The seized archive “explains why the [nuclear deal] to us is worse than nothing, because it leaves key parts of the nuclear program unaddressed,” the Israeli official said, echoing Netanyahu’s frequent contention. “It doesn’t block Iran’s path to the bomb. It paves Iran’s path to the bomb.”
The Washington Post said US intelligence agencies have long believed that “Iran has kept the intellectual core of its nuclear program intact.” And the documents showcased by Israel detail several meetings in late 2003 in which the Iranian nuclear project chiefs “discuss ways to keep the program’s scientists busy with nuclear-relevant research,” even after it was ostensibly frozen.
The Tehran warehouse from which the documents were purloined “was put into use only after the 2015 accord was reached with the United States, European powers, Russia, and China,” the Times reported. Israeli officials contend that the fact that the Iranians “systematically went about collecting thousands of pages spread around the country documenting how to build a weapon, how to fit it on a missile and how to detonate it” demonstrates that they fully intend to return to the effort of nuclear weapons building when the opportunity arises..
The three US reporters were permitted to see and touch, with gloves on, “a few pages of original files, including handwritten notes signed by Mohsen Fakhrizadeh, the Iranian physicist who Western intelligence agencies say was in charge of [the Iranian program] Project Amad,” the Washington Post said. “Journalists were given copies of some documents, including several that were previously unpublished.
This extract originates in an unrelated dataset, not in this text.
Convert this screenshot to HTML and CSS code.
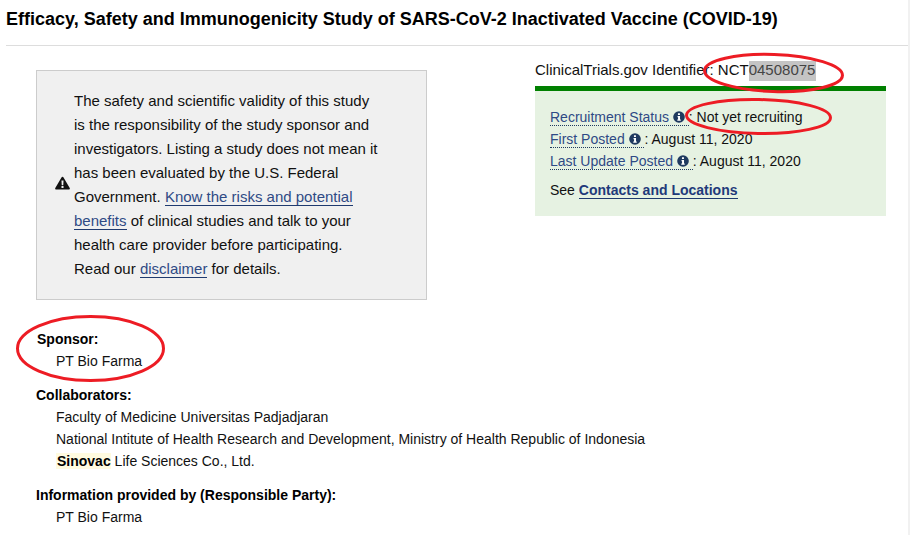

Others were shown only briefly or not at all, on the grounds that they contained explicit technical details that could be used to make nuclear weapons.”
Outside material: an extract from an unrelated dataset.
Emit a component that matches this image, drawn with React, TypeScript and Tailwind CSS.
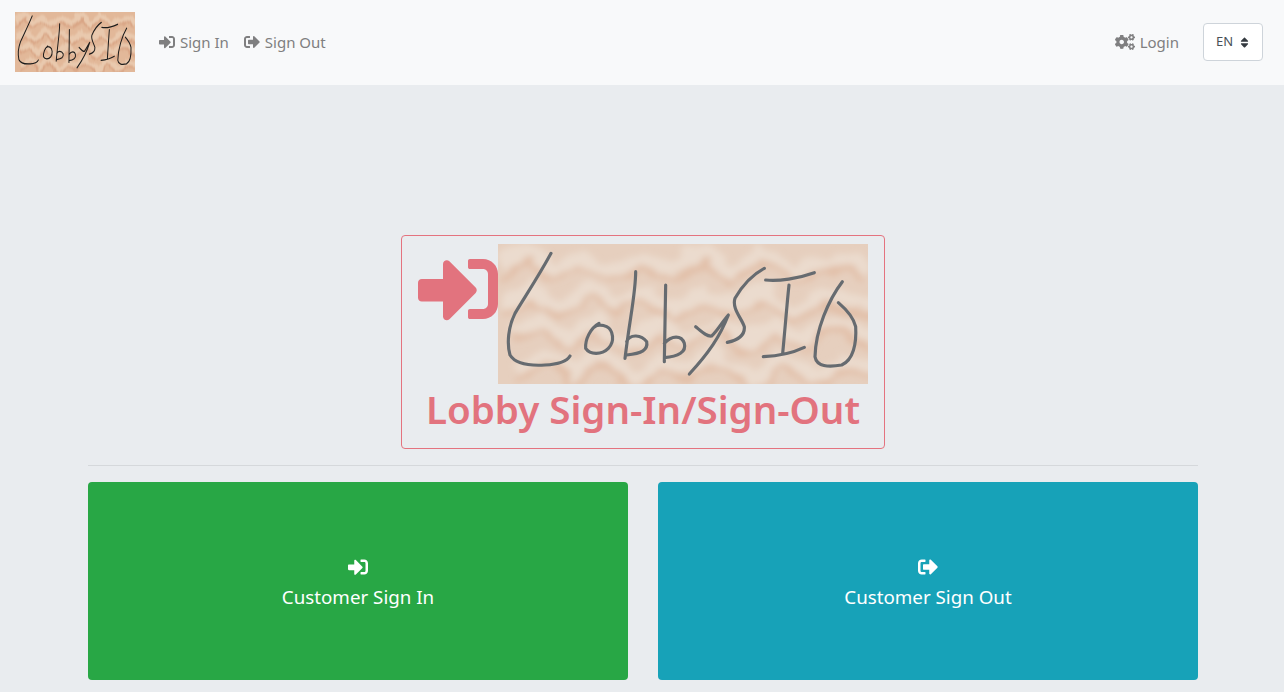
import { FaCogs, FaSignInAlt, FaSignOutAlt, FaSort } from "react-icons/fa";

const font = { fontFamily: '"Noto Sans", "Open Sans", sans-serif' };

const paperBands = [
  "M309 110 L400 70 L480 120 L560 80 L650 130 L740 70 L830 120 L920 75 L1010 125 L1100 70 L1190 120 L1280 75 L1419 120",
  "M309 210 L390 170 L470 225 L560 180 L640 230 L730 185 L820 235 L910 175 L1000 225 L1090 180 L1180 235 L1270 185 L1419 230",
  "M309 310 L400 270 L490 325 L570 280 L660 330 L750 275 L840 325 L930 280 L1020 335 L1110 285 L1200 330 L1290 280 L1419 325",
  "M309 415 L390 375 L480 425 L570 385 L650 435 L740 380 L830 430 L920 385 L1010 440 L1100 385 L1190 435 L1280 390 L1419 430",
];

function LobbyLogo({
  className,
  id,
  base,
  light,
  dark,
  ink,
  inkWidth,
  blur,
}: {
  className: string;
  id: string;
  base: string;
  light: string;
  dark: string;
  ink: string;
  inkWidth: number;
  blur: number;
}) {
  return (
    <svg
      className={className}
      viewBox="309 42 1110 420"
      preserveAspectRatio="none"
      role="img"
      aria-label="LobbySIO"
    >
      <defs>
        {/* crumpled paper: break up the zigzag bands with noise, then soften */}
        <filter id={id} x="-20%" y="-20%" width="140%" height="140%">
          <feTurbulence type="fractalNoise" baseFrequency="0.006 0.011" numOctaves="3" seed="7" result="noise" />
          <feDisplacementMap in="SourceGraphic" in2="noise" scale="90" xChannelSelector="R" yChannelSelector="G" />
          <feGaussianBlur stdDeviation={blur} />
        </filter>
        <clipPath id={`${id}-clip`}>
          <rect x="309" y="42" width="1110" height="420" />
        </clipPath>
      </defs>
      <rect x="309" y="42" width="1110" height="420" fill={base} />
      <g clipPath={`url(#${id}-clip)`}>
        <g filter={`url(#${id})`} fill="none">
          {paperBands.map((d, i) => (
            <g key={d}>
              <path d={d} stroke={light} strokeWidth="38" transform={`translate(${i * 18} 0)`} />
              <path d={d} stroke={dark} strokeWidth="15" transform={`translate(${i * 18} 34)`} />
            </g>
          ))}
        </g>
      </g>
      <g fill="none" stroke={ink} strokeWidth={inkWidth} strokeLinecap="round" strokeLinejoin="round">
        <path d="M468 70 C430 140 390 200 360 250 C340 290 335 340 345 375 C360 400 400 408 450 405 C490 403 515 395 525 378" />
        <path d="M612 280 C585 295 570 330 572 355 C585 375 620 375 640 355 C660 335 655 300 635 290 C620 283 605 285 600 290" />
        <path d="M722 125 C722 190 705 260 690 385 M695 335 C705 310 740 315 755 335 C760 360 740 370 695 375" />
        <path d="M812 165 L808 395 M808 340 C830 315 860 315 868 340 C875 365 850 380 808 383" />
        <path d="M902 290 C920 305 935 320 950 318 C970 300 985 270 1000 255 C975 320 940 370 883 432" />
        <path d="M1108 115 C1070 135 1040 170 1020 205 C1010 235 1040 265 1048 290 C1050 315 1030 330 997 337" />
        <path d="M1112 150 C1150 155 1210 145 1258 128 M1182 165 C1175 230 1170 300 1163 370 M1105 380 C1150 378 1190 370 1228 352" />
        <path d="M1342 155 C1300 210 1262 300 1260 380 C1265 410 1300 412 1340 405 C1375 390 1385 340 1382 290 C1375 260 1350 235 1330 218" />
      </g>
    </svg>
  );
}

export default function App() {
  return (
    <div className="min-h-[692px] bg-[#e9ecef]" style={font}>
      <nav className="flex h-[85px] items-center bg-[#f8f9fa] pb-[1px] pl-[15px] pr-[21px] text-[15px] text-[#7f7f80]">
        <LobbyLogo
          className="h-[60px] w-[120px] shrink-0"
          id="logo-small"
          base="#e2b899"
          light="#e9c9ae"
          dark="#d9a585"
          ink="#1b1b1b"
          inkWidth={9}
          blur={7}
        />
        <a href="#" className="ml-[24px] flex items-center gap-[5px]">
          <FaSignInAlt className="text-[16px]" />
          <span>Sign In</span>
        </a>
        <a href="#" className="ml-[15px] flex items-center gap-[5px]">
          <FaSignOutAlt className="text-[16px]" />
          <span>Sign Out</span>
        </a>
        <a href="#" className="ml-auto flex items-center gap-[5px]">
          <FaCogs className="text-[20px]" />
          <span>Login</span>
        </a>
        <div className="ml-[24px] flex h-[38px] w-[60px] items-center justify-between rounded-[4px] border border-[#ced4da] bg-white pl-[12px] pr-[11px] text-[13px] text-[#495057]">
          <span>EN</span>
          <FaSort className="text-[13px] text-[#343a40]" />
        </div>
      </nav>

      <main className="pl-[88px] pt-[150px]">
        <div className="w-[1110px]">
          <div className="flex justify-center">
            <div className="w-[484px] rounded-[4px] border border-[#e4737f] px-[16px] pt-[8px] text-center">
              <div className="flex items-start">
                <FaSignInAlt className="mt-[5px] h-[80px] w-[80px] text-[#e2737e]" />
                <LobbyLogo
                  className="h-[140px] w-[370px] shrink-0"
                  id="logo-large"
                  base="#e6cfbe"
                  light="#ebdbce"
                  dark="#e2bfa8"
                  ink="#666b70"
                  inkWidth={9.5}
                  blur={9}
                />
              </div>
              <h1 className="-mx-[16px] h-[64px] whitespace-nowrap text-[38.5px] font-semibold leading-[50px] text-[#e2737e]">
                Lobby Sign-In/Sign-Out
              </h1>
            </div>
          </div>
          <hr className="mt-[16px] border-t border-[#d5d8db]" />
          <div className="mt-[16px] grid grid-cols-2 gap-[30px]">
            <a
              href="#"
              className="flex h-[198px] flex-col items-center justify-center rounded-[4px] bg-[#28a745] pt-[6px] text-[18.75px] text-white"
            >
              <FaSignInAlt className="text-[20px]" />
              <span className="mt-[6px]">Customer Sign In</span>
            </a>
            <a
              href="#"
              className="flex h-[198px] flex-col items-center justify-center rounded-[4px] bg-[#17a2b8] pt-[6px] text-[18.75px] text-white"
            >
              <FaSignOutAlt className="text-[20px]" />
              <span className="mt-[6px]">Customer Sign Out</span>
            </a>
          </div>
        </div>
      </main>
    </div>
  );
}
The documents show that Iran obtained “explicit weapons-design information from a foreign source,” the Washington Post said. “We see explicit material related to nuclear weapons from different sources, some of it not Iranian in origin,” an Israeli intelligence official said. Israeli officials would not say whether the bomb design information was provided by a state or by an individual. Iran is known to have obtained assistance in building uranium-enrichment centrifuges from Pakistani scientist Abdul Qadeer Khan, who is also believed by US intelligence to have given “partial blueprints for a Chinese nuclear device to at least one of his international customers,” the Washington Post said.
“Iran had foreign help, though Israeli officials held back any documents indicating where it came from,” said the New York Times. “Much was clearly from Pakistan, but officials said other foreign experts were also involved — though they may not have been working for their governments.”
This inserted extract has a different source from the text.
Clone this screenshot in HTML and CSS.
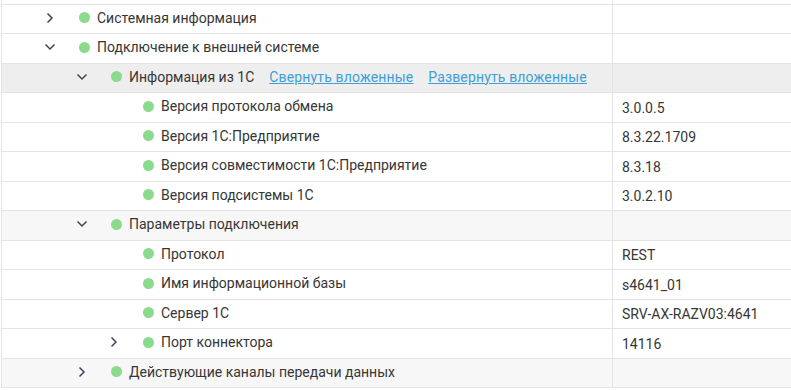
FILE: index.html
```html
<!DOCTYPE html>
<html>
<head>
    <title>Параметры подключения</title>
    <link rel="stylesheet" href="styles.css">
</head>
<body>
    <div class="tree">
        <div class="row spacer">
            <div class="name"></div>
            <div class="value"></div>
        </div>

        <div class="row">
            <div class="name lvl-0">
                <span class="toggle"><svg width="8" height="12" viewBox="0 0 8 12"><path d="M1.5 1.5 L6 6 L1.5 10.5" /></svg></span>
                <span class="dot"></span>
                <span class="title">Системная информация</span>
            </div>
            <div class="value"></div>
        </div>

        <div class="row">
            <div class="name lvl-0">
                <span class="toggle"><svg width="12" height="8" viewBox="0 0 12 8"><path d="M1.5 1.5 L6 6 L10.5 1.5" /></svg></span>
                <span class="dot"></span>
                <span class="title">Подключение к внешней системе</span>
            </div>
            <div class="value"></div>
        </div>

        <div class="row group active">
            <div class="name lvl-1">
                <span class="toggle"><svg width="12" height="8" viewBox="0 0 12 8"><path d="M1.5 1.5 L6 6 L10.5 1.5" /></svg></span>
                <span class="dot"></span>
                <span class="title">Информация из 1С</span>
                <a class="link" href="#">Свернуть вложенные</a>
                <a class="link" href="#">Развернуть вложенные</a>
            </div>
            <div class="value"></div>
        </div>

        <div class="row">
            <div class="name lvl-2">
                <span class="toggle"></span>
                <span class="dot"></span>
                <span class="title">Версия протокола обмена</span>
            </div>
            <div class="value">3.0.0.5</div>
        </div>

        <div class="row">
            <div class="name lvl-2">
                <span class="toggle"></span>
                <span class="dot"></span>
                <span class="title">Версия 1С:Предприятие</span>
            </div>
            <div class="value">8.3.22.1709</div>
        </div>

        <div class="row">
            <div class="name lvl-2">
                <span class="toggle"></span>
                <span class="dot"></span>
                <span class="title">Версия совместимости 1С:Предприятие</span>
            </div>
            <div class="value">8.3.18</div>
        </div>

        <div class="row">
            <div class="name lvl-2">
                <span class="toggle"></span>
                <span class="dot"></span>
                <span class="title">Версия подсистемы 1С</span>
            </div>
            <div class="value">3.0.2.10</div>
        </div>

        <div class="row group">
            <div class="name lvl-1">
                <span class="toggle"><svg width="12" height="8" viewBox="0 0 12 8"><path d="M1.5 1.5 L6 6 L10.5 1.5" /></svg></span>
                <span class="dot"></span>
                <span class="title">Параметры подключения</span>
            </div>
            <div class="value"></div>
        </div>

        <div class="row">
            <div class="name lvl-2">
                <span class="toggle"></span>
                <span class="dot"></span>
                <span class="title">Протокол</span>
            </div>
            <div class="value">REST</div>
        </div>

        <div class="row">
            <div class="name lvl-2">
                <span class="toggle"></span>
                <span class="dot"></span>
                <span class="title">Имя информационной базы</span>
            </div>
            <div class="value">s4641_01</div>
        </div>

        <div class="row">
            <div class="name lvl-2">
                <span class="toggle"></span>
                <span class="dot"></span>
                <span class="title">Сервер 1С</span>
            </div>
            <div class="value">SRV-AX-RAZV03:4641</div>
        </div>

        <div class="row">
            <div class="name lvl-2">
                <span class="toggle"><svg width="8" height="12" viewBox="0 0 8 12"><path d="M1.5 1.5 L6 6 L1.5 10.5" /></svg></span>
                <span class="dot"></span>
                <span class="title">Порт коннектора</span>
            </div>
            <div class="value">14116</div>
        </div>

        <div class="row group">
            <div class="name lvl-1">
                <span class="toggle"><svg width="8" height="12" viewBox="0 0 8 12"><path d="M1.5 1.5 L6 6 L1.5 10.5" /></svg></span>
                <span class="dot"></span>
                <span class="title">Действующие каналы передачи данных</span>
            </div>
            <div class="value"></div>
        </div>
    </div>
</body>
</html>
```

FILE: styles.css
```css
body {
    margin: 0;
    font-family: Roboto, "Liberation Sans", sans-serif;
    font-size: 14px;
    color: #363636;
    background-color: #ffffff;
}

.tree {
    margin-left: 1px;
    border-left: 1px solid #e4e4e4;
}

.row {
    display: flex;
    height: 29.5px;
    box-sizing: border-box;
    border-bottom: 1px solid #e4e4e4;
}

.row.spacer {
    height: 4.5px;
}

.row.group {
    background-color: #f7f7f7;
}

.row.active {
    background-color: #eeeeee;
}

.name {
    width: 611px;
    flex-shrink: 0;
    display: flex;
    align-items: center;
    border-right: 1px solid #e4e4e4;
    padding-bottom: 2px;
    box-sizing: border-box;
}

.lvl-0 { padding-left: 0; }
.lvl-1 { padding-left: 32px; }
.lvl-2 { padding-left: 64px; }

.toggle {
    width: 30px;
    margin-left: 33px;
    display: flex;
    justify-content: center;
    align-items: center;
}

.toggle svg path {
    fill: none;
    stroke: #3c4656;
    stroke-width: 1.5;
}

.dot {
    width: 11px;
    height: 11px;
    margin-left: 14px;
    border-radius: 50%;
    background-color: #8bdb8d;
    flex-shrink: 0;
}

.title {
    margin-left: 7px;
    white-space: nowrap;
}

.link {
    margin-left: 15px;
    color: #3d9fd6;
    text-decoration: underline;
    letter-spacing: 0.15px;
    white-space: nowrap;
}

.value {
    flex: 1;
    display: flex;
    align-items: center;
    padding-left: 9px;
    padding-top: 1px;
}
```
The archive confirms that the covert Iranian nuclear program was launched in the late 1980s and halted in 2003, when Iran feared a US invasion, and when its secret uranium enrichment plant at Natanz was exposed. While this was known, revelations in the archive include “previously unknown photos of a large cylindrical test chamber in which Iran is said to have conducted tests of an implosion device of the type used to trigger a nuclear detonation,” the Washington Post said.
The US reporters were also shown documents that show Iran was “measuring radiation from a neutron-generating explosive test inside the same chamber in 2002,” it added. “In modern nuclear weapons design, a neutron generator releases radioactive particles to help sustain a powerful nuclear chain reaction.”
The reporters were also shown documents and photographs detailing Iranian work on “making a form of uranium metal that can be used as a neutron initiator, and still others [that] describe problems with uranium contamination outside the test chamber, which was located at the Parchin military base outside Tehran.”
The Post noted that when the UN sought to inspect the Parchin test site years later, Iran first “completely dismantled the test chamber, scraped away several tons of topsoil, cut down nearby trees and covered the entire area with fresh asphalt.”